Each of our volunteers brings their unique skills and experience to our diverse team, and
we’re grateful for all of the work that they do. We caught up with Gemma to hear all about the work she does as a volunteer for Options and what it means to her.

How did you first hear about Options for Supported Living?

I first heard about Options when I searched online for volunteer opportunities that involved working with vulnerable people. I’d seen the work that Options do to support people with learning disabilities and acquired brain injuries which is something I didn’t have experience in, but definitely felt drawn towards.

I got in touch with the team and after completing some shadowing shifts and training, I was eventually matched with people in the Options community that I would be supporting. I started by supporting people on an outreach basis. This meant that they only needed a little support throughout the week as they already had a certain level of independence. After this, I progressed so I was doing both outreach and some supported living on a paid basis. With supported living, I was working in teams to support people who needed 24-hour a day care.

How do you volunteer your time at Options?

The majority of my time spent volunteering at Options involved supporting people with disabilities to participate as active members of the local community. It began with getting to know the people we’re supporting and building up a trusting relationship. It also involved supporting clients in their day-to-day life, such as accompanying them food shopping, paying their bills, attending health appointments. My role also meant supporting people in our community to do the things they enjoy, such as seeing friends, visiting local parks or engaging in activities like bowling or board games.

Volunteers have a big part to play in helping to transform the lives of people in the Options community. Our role even includes providing emotional assistance for the people we support, helping them to process big life events or helping them to access professional contributions when required. As volunteers, we’re responsible for making sure that our work falls in line with the correct safeguarding and legislation.

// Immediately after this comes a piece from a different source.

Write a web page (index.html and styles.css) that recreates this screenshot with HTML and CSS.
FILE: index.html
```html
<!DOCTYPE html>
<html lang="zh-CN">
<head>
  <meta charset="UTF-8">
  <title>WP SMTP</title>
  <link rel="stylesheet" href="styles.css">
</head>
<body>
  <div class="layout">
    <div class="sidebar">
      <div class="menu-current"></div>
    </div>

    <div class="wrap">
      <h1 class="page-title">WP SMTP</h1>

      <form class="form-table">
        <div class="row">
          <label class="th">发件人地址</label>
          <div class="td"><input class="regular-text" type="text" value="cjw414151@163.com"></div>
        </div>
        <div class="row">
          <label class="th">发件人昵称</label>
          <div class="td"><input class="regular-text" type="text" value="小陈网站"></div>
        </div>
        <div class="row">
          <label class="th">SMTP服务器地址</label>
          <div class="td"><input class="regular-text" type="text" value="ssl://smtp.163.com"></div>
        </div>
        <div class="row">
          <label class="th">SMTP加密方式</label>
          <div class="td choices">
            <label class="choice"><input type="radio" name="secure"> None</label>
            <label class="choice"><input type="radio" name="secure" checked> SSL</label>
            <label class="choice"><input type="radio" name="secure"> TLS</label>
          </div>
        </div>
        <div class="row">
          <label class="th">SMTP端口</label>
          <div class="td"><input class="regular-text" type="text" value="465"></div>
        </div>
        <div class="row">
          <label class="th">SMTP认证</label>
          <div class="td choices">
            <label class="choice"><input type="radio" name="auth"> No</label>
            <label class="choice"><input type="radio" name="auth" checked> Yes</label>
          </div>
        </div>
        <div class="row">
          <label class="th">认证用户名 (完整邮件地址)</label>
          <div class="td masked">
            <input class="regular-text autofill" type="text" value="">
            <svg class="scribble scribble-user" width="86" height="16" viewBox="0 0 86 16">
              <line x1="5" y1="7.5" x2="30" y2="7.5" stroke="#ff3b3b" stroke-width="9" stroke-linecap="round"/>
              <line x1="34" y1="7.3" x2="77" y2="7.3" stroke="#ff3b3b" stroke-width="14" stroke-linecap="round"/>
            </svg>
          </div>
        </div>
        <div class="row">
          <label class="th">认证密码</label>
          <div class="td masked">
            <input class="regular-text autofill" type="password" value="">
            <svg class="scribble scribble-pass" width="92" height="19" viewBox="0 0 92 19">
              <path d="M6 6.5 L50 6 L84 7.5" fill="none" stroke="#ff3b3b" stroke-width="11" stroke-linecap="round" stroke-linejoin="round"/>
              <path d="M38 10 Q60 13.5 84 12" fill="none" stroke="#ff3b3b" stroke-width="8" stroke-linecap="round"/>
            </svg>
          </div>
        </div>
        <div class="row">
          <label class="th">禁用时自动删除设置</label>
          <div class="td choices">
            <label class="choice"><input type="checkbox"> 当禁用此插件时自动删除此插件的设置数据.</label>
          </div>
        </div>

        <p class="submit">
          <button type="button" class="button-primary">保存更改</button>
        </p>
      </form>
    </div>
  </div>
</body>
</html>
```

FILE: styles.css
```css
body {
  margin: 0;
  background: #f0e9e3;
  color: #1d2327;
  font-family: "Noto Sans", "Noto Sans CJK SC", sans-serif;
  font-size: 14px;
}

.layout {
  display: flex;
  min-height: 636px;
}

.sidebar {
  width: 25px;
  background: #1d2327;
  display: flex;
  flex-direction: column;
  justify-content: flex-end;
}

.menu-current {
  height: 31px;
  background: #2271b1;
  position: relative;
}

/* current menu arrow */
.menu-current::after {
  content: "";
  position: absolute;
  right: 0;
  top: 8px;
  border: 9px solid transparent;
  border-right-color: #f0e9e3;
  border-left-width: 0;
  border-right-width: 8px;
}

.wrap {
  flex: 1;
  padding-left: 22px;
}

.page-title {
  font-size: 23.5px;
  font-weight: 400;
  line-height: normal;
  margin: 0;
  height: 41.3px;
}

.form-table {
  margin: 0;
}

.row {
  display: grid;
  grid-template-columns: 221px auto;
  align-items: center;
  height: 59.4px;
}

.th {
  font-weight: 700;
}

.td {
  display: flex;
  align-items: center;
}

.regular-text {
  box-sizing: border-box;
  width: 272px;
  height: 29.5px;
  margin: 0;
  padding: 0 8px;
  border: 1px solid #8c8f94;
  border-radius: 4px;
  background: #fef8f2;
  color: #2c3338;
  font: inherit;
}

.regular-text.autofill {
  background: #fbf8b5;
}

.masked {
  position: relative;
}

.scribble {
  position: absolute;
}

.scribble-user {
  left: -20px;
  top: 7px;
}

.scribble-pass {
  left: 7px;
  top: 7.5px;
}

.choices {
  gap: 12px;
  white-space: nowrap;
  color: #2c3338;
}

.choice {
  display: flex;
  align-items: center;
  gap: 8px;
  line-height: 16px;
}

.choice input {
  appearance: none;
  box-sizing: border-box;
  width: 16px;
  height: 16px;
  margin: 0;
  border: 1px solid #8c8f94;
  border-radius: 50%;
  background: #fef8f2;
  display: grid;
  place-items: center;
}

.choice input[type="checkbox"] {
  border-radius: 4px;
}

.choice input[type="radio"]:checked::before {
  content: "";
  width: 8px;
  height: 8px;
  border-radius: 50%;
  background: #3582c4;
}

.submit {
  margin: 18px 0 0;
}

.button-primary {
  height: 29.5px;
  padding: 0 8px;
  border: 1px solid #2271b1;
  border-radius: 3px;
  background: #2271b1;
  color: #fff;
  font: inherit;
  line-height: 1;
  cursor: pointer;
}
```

What’s your favourite thing about being a volunteer?

My favourite thing about being a volunteer was that I was constantly learning and improving my knowledge. It gave me a sense of purpose and I felt that my efforts made a positive difference, not only in the lives of people I support, but also in my own life. I had the opportunity to meet some amazing people along the way and gain some valuable experience working alongside the team.

It allowed me to step outside of my comfort zone and develop new skills. Some days don’t feel like work, and we create some great memories. Other days can be a little more emotionally challenging, but you learn to become more tactful in the ways that you respond to challenges. As someone with a disability myself, it allowed me to explore my limits and capabilities in a way I never really anticipated.

What were you doing before becoming a volunteer?

Before becoming a volunteer at Options, I’d been doing some volunteer work with ex-offenders released from prison, for the Merseyside Offender Mentor Project, and I’d also worked in a hospitality position for a corporate law firm. I graduated from Liverpool John Moores University in 2012 with a degree in Criminal Justice. I wasn’t necessarily a ‘student with a plan’, so after finishing my degree, I wanted to explore the different types of voluntary work available, and it led me to start volunteering at Options in 2015.

How did you spend your time before you began volunteering at Options?

Prior to starting at Options, I used to spend my time researching the different types of learning disabilities and also had a lot of great hobbies such as fitness classes and learning to play guitar. I’d also been attending a stress control course with Talk Liverpool. I didn’t know much about my condition as someone with Bipolar, so I intended to educate myself and others, to develop better coping mechanisms and become more mindful and aware of my triggers. This was important in my role as a volunteer for Options, as I had experience in supporting people with disabilities to maintain and nurture their own mental health and well-being.

What does being a volunteer at Options mean to you? How has it improved your life?

Becoming a volunteer gave my life more meaning and brought more joy into my life. It also helped me to become a more compassionate and grateful person with a better understanding of others and what matters most to people. Volunteering has helped me to appreciate the smaller things in life and accept people for who they are. It also helped me to become more open about my condition which used to feel like a difficult topic to talk about, but now I’m much more open about it.

Would you recommend becoming a volunteer at Options?

I would recommend being a volunteer at Options because it not only gives you the opportunity to gain experience and develop new skills but also provides you with the chance to learn a lot about yourself. Support work isn’t for everyone and requires patience on the more challenging days, but it is so rewarding and worth the experience. My advice for anyone considering it would be to always treat others how you’d like to be treated.

What do you think someone else would get out of it?

I think it all depends on the attitude of the person and the work they are willing to put into it. If you take on the role with an open mind and have a genuine interest in helping and understanding others, the whole experience can transform your life. Evolved people can change the world, or more simply, make it a better place for you and the people we support. You can make a real difference, I think that’s a huge deal!

How would you describe Options in 3 words?

Engaging, challenging and supportive.